As all of those who court the truth understand, this is the price you pay. But Regis prefers to focus on those whose minds are open. “I really do believe that people that are like me, who are searching for the truth in a country of lies and trying to expose that, we’re all doing the same thing in our own way. Trying to educate and open the eyes of our countrymen as to the truth about the United States and its endeavors, its actions, its interventions, since the very beginning.”
As for organized religion, Regis doesn’t miss it. “I guess I’m an atheist,” he observes. “Or an agnostic. I don’t deny that there’s a force in the universe. And I’m a trained theologian. I swallowed the whole thing, hook, line, and sinker. But, over the years, I began to reexamine all of it. And it just didn’t make sense. And, what I do believe, and I follow in my life is, I believe in the radical Jesus. I believe in his message of love and forgiveness, Period. There was nothing else. He didn’t create a church. He didn’t invent the dogma. He didn’t invent the rules. Those were all created years and centuries later by men.”
For Regis, religion is just another lie that he had to unlearn. “It was the same kind of awakening that happened to me with the discovery that I had about the United States of America and what it really is. The same kind of awakening happened with this whole idea of religion. Now, I have to tell you this, in all sincerity: Religion, in my opinion, is about control and population manipulation, it’s always been.”
He respects other people’s religious beliefs while privately keeping his distance from churches, though he does attend the occasional Russian Orthodox service. “I have to say this as a former Catholic priest, their liturgies are incredible, but way too long for me,” he says. “But they’re incredible. The singing, the chants, the incense, the participation of the people.”
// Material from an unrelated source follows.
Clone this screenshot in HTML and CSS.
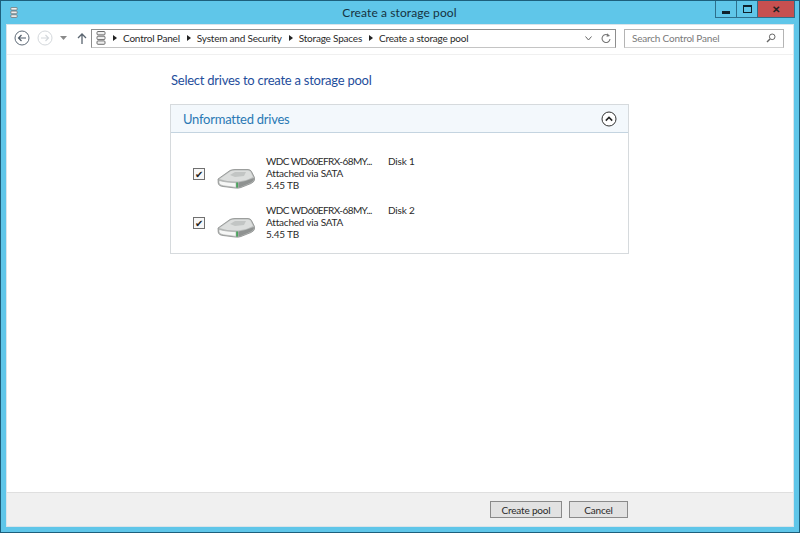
FILE: index.html
```html
<!DOCTYPE html>
<html lang="en">

<head>
  <meta charset="UTF-8">
  <title>Create a storage pool</title>
  <link rel="stylesheet" href="styles.css">
</head>

<body>
  <svg class="defs" width="0" height="0">
    <symbol id="stack" viewBox="0 0 10 14">
      <rect x="1" y="0.5" width="8" height="3.4" rx="1" fill="#eee" stroke="#6f6f6f" />
      <rect x="1" y="5.2" width="8" height="3.4" rx="1" fill="#eee" stroke="#6f6f6f" />
      <rect x="1" y="9.9" width="8" height="3.4" rx="1" fill="#eee" stroke="#6f6f6f" />
    </symbol>
    <symbol id="disk" viewBox="0 0 38 24">
      <path d="M1 13 L13 4.5 Q15 3.5 18 3.5 L31 3.5 Q33.5 3.5 34.5 5.5 L37.5 11.5 L37.5 14 Q37 16 34 17.5 L24 21.5 Q21.5 22.5 18 22 L6 20.5 Q1.5 20 1.2 17 Z" fill="#b9bcbb" stroke="#7f8281" stroke-width=".7" />
      <path d="M2.5 13 L14 5 Q15.5 4.4 18 4.4 L31 4.4 Q32.8 4.4 33.6 6 L36 11 Q30 14.5 21 15.5 Q9 15.5 2.5 13 Z" fill="#dcdedd" />
      <path d="M13 9 L18 6 L29 6 L27 10 L18 11 Z" fill="#c2c5c4" />
      <path d="M2 14.5 Q9 16.6 19 16.7 L19 21.4 L6.5 19.8 Q2.2 19.2 2 16.8 Z" fill="#f6f7f6" stroke="#9fa1a0" stroke-width=".5" />
      <rect x="19.2" y="16.4" width="1.8" height="5.2" fill="#4aa55e" />
      <path d="M21.4 16.4 Q30 15 36.8 12 L36.8 13.8 Q36.4 15.4 33.5 16.8 L24 20.7 Q22.6 21.2 21.4 21.3 Z" fill="#8f9291" />
    </symbol>
  </svg>

  <div class="window">
    <header class="titlebar">
      <svg class="titlebar__icon"><use href="#stack" /></svg>
      <h1 class="titlebar__text">Create a storage pool</h1>
      <div class="controls">
        <div class="controls__btn controls__btn--min"><span class="glyph-min"></span></div>
        <div class="controls__btn controls__btn--max"><span class="glyph-max"></span></div>
        <div class="controls__btn controls__btn--close">&#x2715;</div>
      </div>
    </header>

    <div class="client">
      <nav class="toolbar">
        <svg class="nav-icon" width="16" height="16" viewBox="0 0 16 16">
          <circle cx="8" cy="8" r="7" fill="#fff" stroke="#5f6b78" />
          <path d="M12 8H4.5M7.5 5L4.5 8L7.5 11" fill="none" stroke="#4f5b68" stroke-width="1.2" />
        </svg>
        <svg class="nav-icon nav-icon--fwd" width="16" height="16" viewBox="0 0 16 16">
          <circle cx="8" cy="8" r="7" fill="#fff" stroke="#d4d8dc" />
          <path d="M4 8H11.5M8.5 5L11.5 8L8.5 11" fill="none" stroke="#d4d8dc" stroke-width="1.2" />
        </svg>
        <svg class="nav-icon nav-icon--drop" width="7" height="4" viewBox="0 0 7 4">
          <path d="M0 0H7L3.5 4Z" fill="#8a8a8a" />
        </svg>
        <svg class="nav-icon nav-icon--up" width="10" height="11" viewBox="0 0 10 11">
          <path d="M5 11V1M1 5L5 1L9 5" fill="none" stroke="#5a6570" stroke-width="1.3" />
        </svg>

        <div class="address">
          <svg class="address__icon"><use href="#stack" /></svg>
          <span class="crumb">Control Panel</span>
          <span class="crumb">System and Security</span>
          <span class="crumb">Storage Spaces</span>
          <span class="crumb">Create a storage pool</span>
          <svg class="address__chev" width="7" height="5" viewBox="0 0 7 5">
            <path d="M.5 .5L3.5 4L6.5 .5" fill="none" stroke="#666" />
          </svg>
          <svg class="address__refresh" width="10" height="11" viewBox="0 0 10 11">
            <path d="M8 2.8A4 4 0 1 0 9 6" fill="none" stroke="#777" stroke-width="1.1" />
            <path d="M6 .3L9 3L5.6 3.8Z" fill="#777" />
          </svg>
        </div>

        <div class="search">
          <span class="search__text">Search Control Panel</span>
          <svg width="10" height="10" viewBox="0 0 10 10">
            <circle cx="6.2" cy="3.8" r="2.8" fill="none" stroke="#666" />
            <path d="M4 6L1 9" stroke="#666" stroke-width="1.4" />
          </svg>
        </div>
      </nav>

      <main class="main">
        <h2 class="main__title">Select drives to create a storage pool</h2>

        <section class="panel">
          <div class="panel__head">
            <span class="panel__label">Unformatted drives</span>
            <svg width="16" height="16" viewBox="0 0 16 16">
              <circle cx="8" cy="8" r="7" fill="#fff" stroke="#333" />
              <path d="M4.8 9.6L8 6.4L11.2 9.6" fill="none" stroke="#222" stroke-width="1.5" />
            </svg>
          </div>

          <div class="drive-list">
            <div class="drive">
              <span class="drive__check">&#x2714;</span>
              <svg class="drive__icon"><use href="#disk" /></svg>
              <div class="drive__info">
                <span class="drive__model">WDC WD60EFRX-68MY...</span>
                <span>Attached via SATA</span>
                <span>5.45 TB</span>
              </div>
              <span class="drive__name">Disk 1</span>
            </div>

            <div class="drive">
              <span class="drive__check">&#x2714;</span>
              <svg class="drive__icon"><use href="#disk" /></svg>
              <div class="drive__info">
                <span class="drive__model">WDC WD60EFRX-68MY...</span>
                <span>Attached via SATA</span>
                <span>5.45 TB</span>
              </div>
              <span class="drive__name">Disk 2</span>
            </div>
          </div>
        </section>
      </main>

      <footer class="footer">
        <button type="button" class="btn btn--create">Create pool</button>
        <button type="button" class="btn btn--cancel">Cancel</button>
      </footer>
    </div>
  </div>
</body>

</html>
```

FILE: styles.css
```css
* {
  box-sizing: border-box;
}

html,
body {
  height: 100%;
}

body {
  margin: 0;
  font-family: Lato, Roboto, sans-serif;
  font-size: 10px;
  letter-spacing: -.2px;
  color: #2a2a2a;
}

.defs {
  position: absolute;
}

.window {
  display: flex;
  flex-direction: column;
  height: 533px;
  padding: 0 5px 5px;
  background: #5fc6e9;
  border: 1px solid #1d5f7c;
}

.titlebar {
  display: flex;
  flex: none;
  align-items: flex-start;
  justify-content: space-between;
  height: 23px;
}

.titlebar__icon {
  width: 8px;
  height: 11px;
  margin: 6px 0 0 4px;
}

.titlebar__text {
  margin: 4px 0 0 66px;
  font-size: 12px;
  font-weight: 400;
  line-height: 16px;
  letter-spacing: .1px;
  color: #16323f;
}

.controls {
  display: flex;
  height: 17px;
  margin-right: -1px;
  border: 1px solid #2d6f8c;
  border-top: none;
}

.controls__btn {
  display: flex;
  align-items: center;
  justify-content: center;
  width: 21px;
  border-right: 1px solid #2d6f8c;
}

.controls__btn--close {
  width: 36px;
  border-right: none;
  background: #c75050;
  color: #222;
  font-size: 10px;
  font-weight: 700;
}

.glyph-min {
  width: 8px;
  height: 3px;
  margin-top: 6px;
  background: #10222c;
}

.glyph-max {
  width: 9px;
  height: 8px;
  border: 1px solid #10222c;
  border-top-width: 2px;
}

.client {
  display: flex;
  flex: 1;
  flex-direction: column;
  background: #fff;
  border: 1px solid #d9e4ea;
}

.toolbar {
  display: flex;
  flex: none;
  align-items: center;
  height: 30px;
  padding: 0 0 3px 7px;
  border-bottom: 1px solid #f0f0f0;
}

.nav-icon--fwd {
  margin-left: 7px;
}

.nav-icon--drop {
  margin-left: 7px;
}

.nav-icon--up {
  margin-left: 10px;
}

.address {
  display: flex;
  align-items: center;
  width: 525px;
  height: 19px;
  margin-left: 4px;
  padding: 0 4px 0 4px;
  border: 1px solid #8e8e8e;
  border-bottom-color: #c4c4c4;
}

.address__icon {
  width: 10px;
  height: 14px;
  margin-right: 7px;
}

.crumb {
  display: flex;
  align-items: center;
  margin-right: 7px;
  white-space: nowrap;
}

.crumb::before {
  content: "";
  margin-right: 6px;
  border-left: 4px solid #222;
  border-top: 3px solid transparent;
  border-bottom: 3px solid transparent;
}

.address__chev {
  margin-left: auto;
  margin-right: 9px;
}

.search {
  display: flex;
  align-items: center;
  justify-content: space-between;
  width: 160px;
  height: 19px;
  margin-left: 8px;
  padding: 0 7px;
  border: 1px solid #b4b4b4;
  border-bottom-color: #d0d0d0;
  color: #7a7a7a;
}

.main {
  flex: 1;
  padding: 16px 0 0 163px;
}

.main__title {
  margin: 0 0 15px 1px;
  font-size: 13px;
  font-weight: 400;
  line-height: 18px;
  letter-spacing: -.25px;
  color: #1f4e9c;
}

.panel {
  width: 459px;
  height: 150px;
  border: 1px solid #d6dadd;
}

.panel__head {
  display: flex;
  align-items: center;
  justify-content: space-between;
  height: 28px;
  padding: 0 11px 0 12px;
  background: #f3f8fc;
  border-bottom: 1px solid #c4d4e0;
}

.panel__label {
  font-size: 13px;
  letter-spacing: -.25px;
  color: #2a78b4;
}

.drive-list {
  display: flex;
  flex-direction: column;
  gap: 13px;
  padding: 22px 0 0 22px;
}

.drive {
  display: flex;
  align-items: center;
  height: 36px;
}

.drive__check {
  display: flex;
  align-items: center;
  justify-content: center;
  width: 12px;
  height: 12px;
  margin-top: 2px;
  background: #f7f7f7;
  border: 1px solid #707070;
  font-size: 10px;
  line-height: 1;
  color: #222;
}

.drive__icon {
  width: 38px;
  height: 24px;
  margin: 10px 0 0 12px;
}

.drive__info {
  display: flex;
  flex-direction: column;
  width: 122px;
  margin-left: 11px;
  line-height: 12px;
  white-space: nowrap;
}

.drive__model {
  letter-spacing: -.6px;
}

.drive__name {
  align-self: flex-start;
  line-height: 12px;
}

.footer {
  display: flex;
  flex: none;
  align-items: center;
  justify-content: flex-end;
  gap: 7px;
  height: 34px;
  padding-right: 165px;
  background: #f0f0f0;
  border-top: 1px solid #dfdfdf;
}

.btn {
  height: 17px;
  padding: 0;
  background: #e2e2e2;
  border: 1px solid #8a8a8a;
  border-radius: 0;
  font: inherit;
  line-height: 1;
  letter-spacing: inherit;
  color: #2a2a2a;
}

.btn--create {
  width: 72px;
}

.btn--cancel {
  width: 59px;
}
```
As our interview drew to a close, I asked Regis what he would say to those who are just beginning their journey of understanding. “The only thing that I could offer for advice,” he replied, “is you’ve gotta stop paying attention to authority. You’ve gotta stop paying attention to your mainstream media. You’ve gotta stop paying attention to those who teach you in high school and in college. And, you’ve got to learn to do your own research.”
As governments around the world, including the US government, continue to take away our freedoms one by one, Regis cherishes one freedom they can never take.
“Question everything,” he counsels. “And learn to think for yourself. And not what somebody else tells you to think. And that’s freedom, that for me has been freedom. That for me has been liberation.”